State Department to cap number of Chinese citizens employed by state media in US

CNN’s Jake Tapper reports.

Under new restrictions, the State Department will impose caps on the number of Chinese nationals that may be employed at five Chinese media entities designated last month as foreign missions.

“The U.S. government is today instituting a personnel cap on certain PRC-controlled state media entities in the United States — specifically, the five entities that were designated by the U.S. State Department on February 18, 2020, as foreign missions of the People’s Republic of China. This cap limits the number of Chinese citizens permitted to work for these organizations in the United States at any given time,” Secretary of State Mike Pompeo said in a statement Monday.

“It is our hope that this action will spur Beijing to adopt a more fair and reciprocal approach to U.S. and other foreign press in China,” he said.

A senior State Department official told reporters Monday that the entities together employ approximately 160 Chinese citizens and “the cap will bring this number to 100.” They noted that Chinese “citizens working for other media organizations in the United States are not affected by the cap.”

According to the officials, only four of the five entities are being affected by the cap at this time. A second senior State Department official said China Radio International will only be permitted to employ 2 Chinese nationals, China Daily Distribution Corporation will be permitted nine personnel, China Global Television Network will be allowed 30, and Xinhua will be allowed 59. Hai Tian Development USA, which distributes the People’s Daily, is not being affected at this time.

The caps go into effect March 13, but the entities have to provide the State Department the names of the personnel who will be cut by March 6. The Chinese government was notified Monday, according to the officials.

The first official said that the five entities would still “employ more Chinese personnel here in the US than there are foreign reporters at all US media outlets in China.”

The officials did not offer clear answers to questions about the visas and ability to stay in the US of those nationals who are cut from the entities.

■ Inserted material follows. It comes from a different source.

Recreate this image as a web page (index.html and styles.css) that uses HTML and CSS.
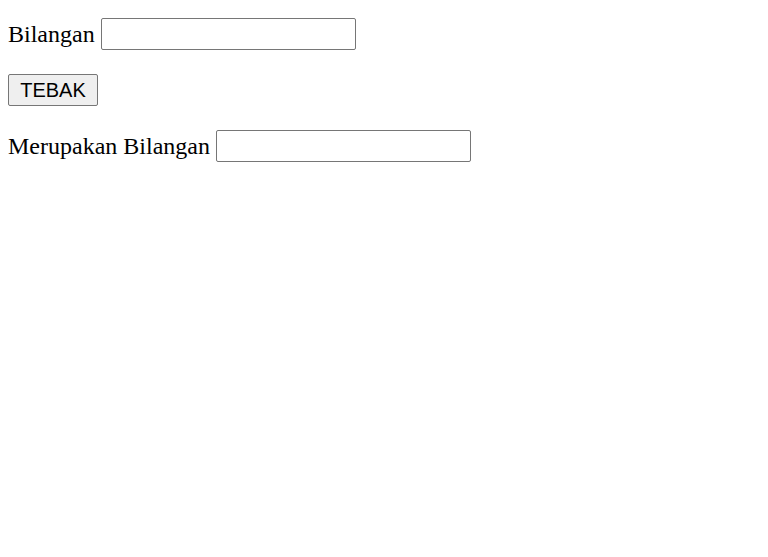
FILE: index.html
```html
<!DOCTYPE html>
<html>
<head>
<meta charset="utf-8">
<title>Tebak Bilangan</title>
<link rel="stylesheet" href="styles.css">
</head>
<body>
<form class="form">
  <div class="row">
    <label class="label" for="bil">Bilangan</label>
    <input class="field" type="text" id="bil">
  </div>
  <div class="row">
    <button class="btn" type="button">TEBAK</button>
  </div>
  <div class="row">
    <label class="label" for="hasil">Merupakan Bilangan</label>
    <input class="field" type="text" id="hasil">
  </div>
</form>
</body>
</html>
```

FILE: styles.css
```css
html, body {
  background: #ffffff;
}
body {
  margin: 8px;
  font-family: "Liberation Serif", "Times New Roman", serif;
  font-size: 24px;
  color: #000000;
}
.form {
  display: flex;
  flex-direction: column;
  gap: 24px;
  padding-top: 10px;
}
.row {
  display: flex;
  align-items: center;
  gap: 6px;
  height: 32px;
}
.label {
  line-height: normal;
}
.field {
  box-sizing: border-box;
  width: 255px;
  height: 32px;
  margin: 0;
  padding: 1px 2px;
  border: 1px solid #767676;
  border-radius: 2px;
  background: #ffffff;
  font-family: "Liberation Sans", Arial, sans-serif;
  font-size: 24px;
}
.btn {
  box-sizing: border-box;
  width: 90px;
  height: 32px;
  margin: 0;
  padding: 0;
  border: 1px solid #767676;
  border-radius: 2px;
  background: #efefef;
  color: #000000;
  font-family: "Liberation Sans", Arial, sans-serif;
  font-size: 20px;
  line-height: 1;
}
```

“The bottom line is, each individual visa case, we can’t comment on what that situation is,” the second official said. “We’re not designating any individuals whatsoever.”

The official acknowledged “it’s certainly a possibility” that those individuals could have to go back to China.

The first official said that if the Chinese government “decided to take this in a further negative direction, however, of course we would — all options would be on the table.”

China’s ambassador to the United Nations Jun Zhang said Monday that he does not believe the measures were appropriate.

“This is a country which advocates of freedom of expression. And this is a country which is supposed to give full support to the work of correspondents and yes, indeed, between China and the United States, we have some differences, but we do not think it’s appropriate for the United States to take steps in interfering the work of journalists coming from China,” he said.

The State Department announced last month that the US would begin treating five major Chinese media companies as extensions of Beijing’s government, requiring them to comply with rules governing foreign embassies and consulates.

The change in designation meant the companies would now need US government approval to buy or lease office space and will have to register personnel changes, including new hires and staff departures, with the State Department just as foreign diplomatic missions do. The official justified the step by saying the outlets are owned and effectively controlled by the government in Beijing and that each meets the definition of a foreign mission.

Less than a day later, the Chinese government announced it was expelling three Wall Street Journal reporters. Chinese Foreign Ministry spokesman Geng Shuang said the expulsion was due to an opinion piece published by the Journal on February 3, entitled “China is the real sick man of Asia.”

Pompeo condemned the move, saying in a statement, “Mature, responsible countries understand that a free press reports facts and expresses opinions. The correct response is to present counter arguments, not restrict speech.”

One of the senior State Department officials on Monday said the newly announced caps were “not linked to any one particular incident,” but rather a “a very long-standing negative trend in the treatment of press” by Beijing.